Me and my other group members had done several experiments to find the best model for the data product. We have three different experiments in total and every experiment were tested out using the Decision Tree algorithm and Naive Bayes algorithm with two different ratios which are 80:20 and 60:40. Based on the results above, Decision Tree has better performance accuracy compared to Naive Bayes. After done with all the experiments, we then continued with hyperparameter tuning to analyze whether the performance accuracies of all the experiments remain unchanged or get higher. This method is to tune the dataset to get a better performance. We used Grid Search for hyperparameter tuning and some of the results did get higher. To sum up, the best model is Decision Tree experiment 1 (resampling) before hyperparameter tuning 80:20 for Python and for RapidMiner, the best model would be experiment 1 (resampling) after hyperparameter tuning 80:20 with Decision Tree. The experiment remained the same which is experiment 1; however, for Python before hyperparameter tuning is higher while for RapidMiner, the best one is after tuning. We can say, Decision Tree is the best algorithm to use for predictive data mining.

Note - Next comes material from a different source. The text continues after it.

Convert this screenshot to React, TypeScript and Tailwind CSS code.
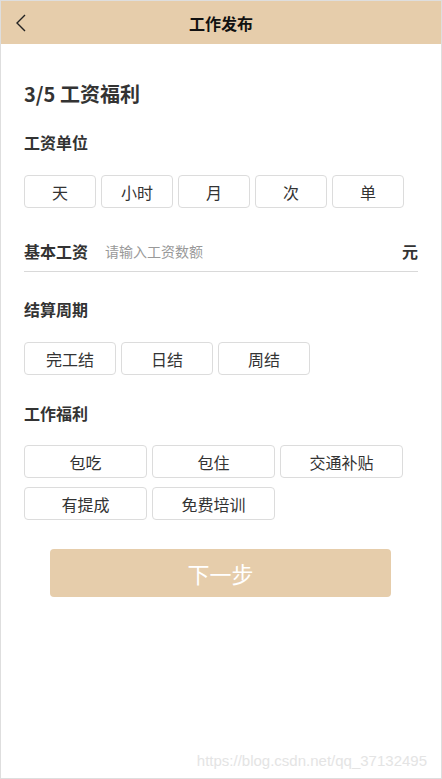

After completing all the experiments for every ratio and algorithm, here is the result that we got. Overall, the Decision Tree has the best accuracy as it is higher compared to Naive Bayes. RapidMiner produced slightly better results than Python but not that much different. 80:20 ratio clearly has better accuracies since the training data is more than 60:40 ratio. So, the dataset was able to get trained in more than 60:40 ratio. We also did hyperparameter tuning to analyze whether the accuracies of the experiments increase or not. After applying Grid Search as a hyperparameter tuning method, we can see that the accuracies of the models did get higher. To conclude, the best model for financial level using RapidMiner would be Decision Tree experiment 1 80:20 (resampling only) after hyperparameter tuning (74.38%) while for Python, the best model is Decision Tree experiment 1 80:20 (resampling only) after hyperparameter tuning (69.55%). Hence, the best model would be resampling using the Decision Tree algorithm with an 80:20 ratio despite using RapidMiner or Python.
This project was very challenging and interesting to me. I spent a lot of time reading various pages and sources on Google to understand ways to complete this project. For Power BI and RapidMiner, I was not struggling as much as Python because I am already used to Power BI and RapidMiner; however, Python is rather new to me since I never learned and had any basic knowledge regarding Python. So, I spent a lot of time on Python trying to understand how the algorithms work. Nevertheless, thanks to Dr Nurfadhlina's lectures, I managed to understand Python better. Thus, I would like to express my gratitude towards Dr Nurfadhlina for always helping me and guiding me throughout this entire journey. I am extremely thankful to Dr Nurfahlina for being very patient with me and my group and spent some of her time doing a mentoring session for my group. Although sometimes we faced some difficulties, we still managed to come out with good solutions. Other than that, I have also learned several new skills and new knowledge that will come in handy later on. I can see how important Data Mining is, and every step is indeed very crucial to produce an accurate model and accurate data product. To wrap it all up, it was an amazing experience to learn Data Mining this semester. I will for sure apply all the skills I learned in this course from today onwards.